The game of baseball has a problem. The players might tell you it’s the shameful free agent market or juiced baseballs. The MLB Players’ Association might say it’s the lack of league-wide initiative to promote it’s own superstars. The league itself would rebut almost all of that.
But all of this in-fighting between the players, their reps, and the league only shows that nobody here is looking at the big picture. The 10,000 foot view.
Because such a vantage point would scream one thing: that interest in the game is fading in the U.S.
As a lifelong baseball fan, I take no pleasure in saying that. But the writing is on the wall. The 2019 All-Star Game set the record for the lowest TV ratings the event has ever seen. Overall, local TV ratings have dropped 4% on average. Attendance at games is looking like it’s going to drop for the fourth consecutive year as well, by roughly 1-2%. All this for a sport that an all-time low number of people (9%) claimed as their favorite to watch, according to a 2018 poll.

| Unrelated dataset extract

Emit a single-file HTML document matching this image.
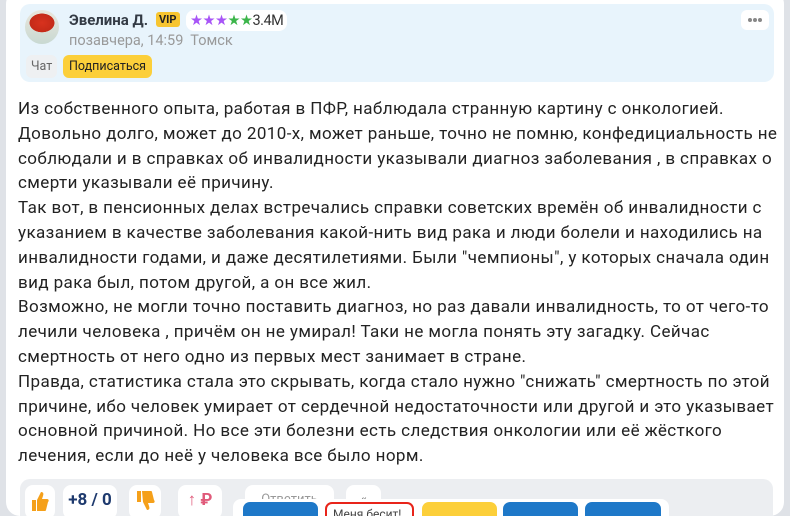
<!DOCTYPE html>
<html><head><meta charset="utf-8"><style>
*{margin:0;padding:0;box-sizing:border-box}
html,body{width:790px;height:516px;overflow:hidden}
body{background:#dfe2e7;font-family:"Roboto","Liberation Sans",sans-serif;position:relative}
.card{position:absolute;left:6px;top:-10px;width:778px;height:526px;background:#fff;border-radius:14px}
.head{position:absolute;left:20px;top:4px;width:754px;height:78px;background:#e8f4fc;border-radius:10px}
.av{position:absolute;left:25px;top:10px;width:34px;height:34px;border-radius:50%;background:radial-gradient(ellipse 60% 45% at 50% 38%,#d8321e 0,#c42a18 60%,transparent 62%),linear-gradient(#e9e6dc,#c9d9d2)}
.name{position:absolute;left:69px;top:11px;font-size:15px;font-weight:bold;color:#333a44}
.vip{position:absolute;left:156px;top:12px;background:#f7c530;color:#222;font-size:11px;font-weight:bold;padding:1px 3px;border-radius:3px}
.stars{position:absolute;left:186px;top:10px;background:#fff;border-radius:8px;height:21px;padding:0 4px;font-size:14.5px;line-height:21px;color:#333;letter-spacing:-0.5px}
.date{position:absolute;left:69px;top:32px;font-size:14.5px;color:#999}
.chat{position:absolute;left:26px;top:55px;background:#eef0f2;color:#666;font-size:12.5px;padding:4px 5px;border-radius:6px}
.sub{position:absolute;left:63px;top:55px;background:#fccf3a;color:#222;font-size:12.5px;padding:4px 6px;border-radius:6px}
.dots{position:absolute;left:741px;top:10px;width:28px;height:20px;background:#fff;border-radius:6px}
.dots i{position:absolute;top:8px;width:4px;height:4px;border-radius:50%;background:#888}
.txt{position:absolute;left:18px;top:97px;font-size:17px;line-height:24.8px;color:#222;white-space:nowrap;letter-spacing:0.4px}
.bar{position:absolute;left:20px;top:479px;width:753px;height:50px;background:#eceef1;border-radius:10px}
.b{position:absolute;top:485px;height:34px;background:#fff;border-radius:8px;text-align:center;line-height:30px}
.fl{position:absolute;left:233px;top:499px;width:436px;height:30px;background:#fff;border-radius:8px}
.fb{position:absolute;top:502px;height:30px;border-radius:7px;background:#1e78c8}
</style></head><body>
<div class="card"></div>
<div class="head"></div>
<div class="av"></div>
<div class="name">Эвелина Д.</div>
<div class="vip">VIP</div>
<div class="stars"><span style="color:#a855f7">★★★</span><span style="color:#3cb54a">★★</span>3.4M</div>
<div class="date">позавчера, 14:59&nbsp; Томск</div>
<div class="chat">Чат</div>
<div class="sub">Подписаться</div>
<div class="dots"><i style="left:7px"></i><i style="left:12px"></i><i style="left:17px"></i></div>
<div class="txt">Из собственного опыта, работая в ПФР, наблюдала странную картину с онкологией.<br>Довольно долго, может до 2010-х, может раньше, точно не помню, конфедициальность не<br>соблюдали и в справках об инвалидности указывали диагноз заболевания , в справках о<br>смерти указывали её причину.<br>Так вот, в пенсионных делах встречались справки советских времён об инвалидности с<br>указанием в качестве заболевания какой-нить вид рака и люди болели и находились на<br>инвалидности годами, и даже десятилетиями. Были "чемпионы", у которых сначала один<br>вид рака был, потом другой, а он все жил.<br>Возможно, не могли точно поставить диагноз, но раз давали инвалидность, то от чего-то<br>лечили человека , причём он не умирал! Таки не могла понять эту загадку. Сейчас<br>смертность от него одно из первых мест занимает в стране.<br>Правда, статистика стала это скрывать, когда стало нужно "снижать" смертность по этой<br>причине, ибо человек умирает от сердечной недостаточности или другой и это указывает<br>основной причиной. Но все эти болезни есть следствия онкологии или её жёсткого<br>лечения, если до неё у человека все было норм.</div>
<div class="bar"></div>
<div class="b" style="left:25px;width:30px"><svg width="20" height="22" viewBox="0 0 20 22" style="margin-top:6px"><path d="M2 9h4v11H2zM7 9l4-8c2 0 3 1 2 4l-1 3h5c2 0 2 2 1 3l-2 8c0 1-1 1-2 1H7z" fill="#f5a01a"/></svg></div>
<div class="b" style="left:63px;width:54px;font-weight:bold;color:#1e3a6e;font-size:17px">+8 / 0</div>
<div class="b" style="left:129px;width:32px"><svg width="20" height="22" viewBox="0 0 20 22" style="margin-top:4px"><path d="M2 2h4v11H2zM7 2h8c1 0 2 0 2 1l2 8c1 1 1 3-1 3h-5l1 3c1 3 0 4-2 4l-4-8z" fill="#f5a01a"/></svg></div>
<div class="b" style="left:178px;width:44px;color:#e05a7a;font-size:17px;font-weight:bold">↑ ₽</div>
<div class="b" style="left:245px;width:89px;color:#999;font-size:13px">Ответить</div>
<div class="b" style="left:346px;width:35px;color:#777;font-size:14px">«</div>
<div class="fl"></div>
<div class="fb" style="left:243px;width:75px"></div>
<div class="fb" style="left:325px;width:89px;background:#fff;border:2px solid #e8241a;font-size:12px;color:#444;padding-left:6px;line-height:20px">Меня бесит!</div>
<div class="fb" style="left:422px;width:75px;background:#fccf3a"></div>
<div class="fb" style="left:503px;width:75px"></div>
<div class="fb" style="left:585px;width:76px"></div>
</body></html>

Trending in the wrong direction
But the sky isn’t falling, at least not just yet. Baseball still has a loyal following and won’t be going anywhere anytime soon. And perhaps that’s what is causing the players and the league to balk at significant changes to the way the game is played, and ultimately how the on-the-field product evolves. Too much complacency. Perhaps it’s a heavy reliance on “tradition”, the grandeur of “America’s Pastime”. Proposed changes to the game get mulled around at the winter meetings year after year, but implementation is either slow or non-existent.
And know where that’s gotten us? Games that average over 3 hours in length.
I, for one, support rapid and significant change. Let’s fondly remember the game we grew up with, and recognize it just can’t exist in today’s entertainment landscape. And then leave it in the past. Try the pitch clock. Reduce mound visits. Set time limits on games. Shorten the season. Try anything and everything until the nightly product not only becomes digestible to the average American sports fan, but enticing.
Because right now, the game of baseball has little of interest to sell to fans. Next to nothing that can induce cravings in the appetites of hungry sports-watchers. Three-plus hour games on 6 nights of the week? Five minutes of dead time between balls in play? Endless late-inning pitching changes? Or how about a 23-minute delay in the game because the umps lost track of the players on the field?
It just strays too far from the fast-paced, compact product of the NHL or NBA, or the minimal, once-weekly time commitment of the NFL. Something has to give.
Time to figure it out
When I hear Justin Verlander complain about juiced baseballs, or Tony Clark lament that the game’s stars aren’t household names, I can’t help but cringe. Because these kinds of complaints show a sort of deafness to the true state of the game. Everyone’s missing the point. They’re still trying to fit that square peg into a round hole and make fans watch the game the way they prefer it to be played. I’m not saying the balls have to be juiced. But the outrage at the possibility of a more lively ball only indicates how opposed players could be when it comes to real change for the sport. I can’t be the only one who thinks this isn’t sustainable.
Fan interest is fading, and those ablest to tackle the issue head-on aren’t willing to budge.